PwC Germany promoted its Innovation Management survey.
In Time to innovate, Deloitte
argued that despite an uneven and unpredictable recovery, growth and transformation are on the minds and agendas of forward-thinking executives and that uncertain times can be catalysts for innovation – for those willing and able to be bold.
The Economist argued innovation is today’s equivalent of the Holy Grail: rich-world governments
see it as a way of staving off stagnation and poor governments see it as a way of speeding up growth.
An HBR article argued that corporate innovators should rebalance their innovation portfolios, by taking a look at where they are spending their money, and finding ways to increase investment in efforts where they search for and create tomorrow's markets.
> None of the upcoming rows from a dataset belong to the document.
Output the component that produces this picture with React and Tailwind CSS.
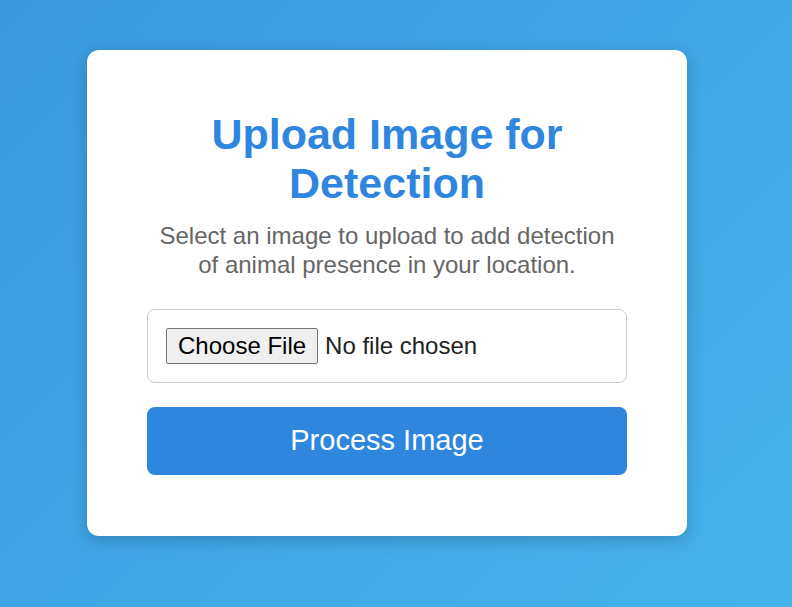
export default function App() {
  return (
    <div className="flex min-h-screen items-start bg-[linear-gradient(135deg,#3899e0,#45b3e9)] pt-[50px] font-['Liberation_Sans',Arial,sans-serif]">
      <div className="ml-[87px] w-[600px] rounded-xl bg-white px-[60px] pb-[61px] pt-[60px] text-center shadow-[0_4px_16px_rgba(0,0,0,0.2)]">
        <h1 className="text-[43px] font-bold leading-[49px] text-[#2e86de]">
          Upload Image for Detection
        </h1>
        <p className="mt-[14px] text-[24px] leading-[28.8px] text-[#666]">
          Select an image to upload to add detection of animal presence in your location.
        </p>
        <div className="mt-[29px] rounded-lg border border-[#ccc] p-[18px] text-left">
          <input
            type="file"
            className="block h-9 text-[24px] leading-[36px] text-[#222] file:mr-[7px] file:h-9 file:rounded-[2px] file:border file:border-[#767676] file:bg-[#efefef] file:px-[11px] file:py-0 file:leading-[34px] file:text-black"
          />
        </div>
        <button className="mt-6 h-[68px] w-full rounded-lg bg-[#2e86de] text-[29px] text-white">
          Process Image
        </button>
      </div>
    </div>
  );
}
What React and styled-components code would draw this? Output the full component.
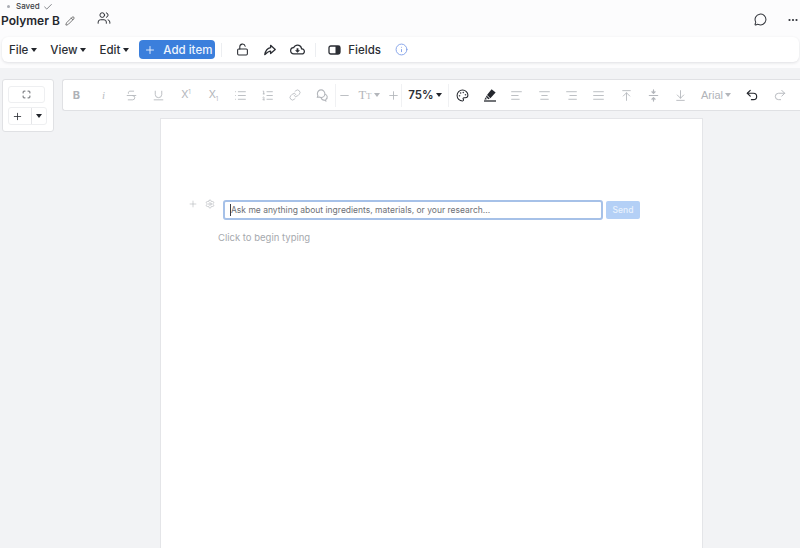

In The Innovation Revelation, a leading academic
argued that innovation initiatives work the same way as climbing a mountain: the struggle to launch something new can be substantial, but most of us forget that what comes after can be even harder.
In its Innovation Extravaganza briefing, Trendwatching argued that innovation is the only way to survive in an ever more global, competitive business arena.
The UK's Work Foundation announced the official launch of the Big Innovation Centre, a new initiative working across government, public and private sectors and higher education institutions to turn the UK
into a global innovation hub.
A new book, The Innovative Leader, looked at how to turn "cubicle dwellers into innovation warriors" and how to replace "a culture of comfortable incremental progress into one of hungry adventure".
Another new book, Look at More, examined why innovation is so beneficial, five drivers that impel innovation; and how to make the most of innovation’s guiding principles.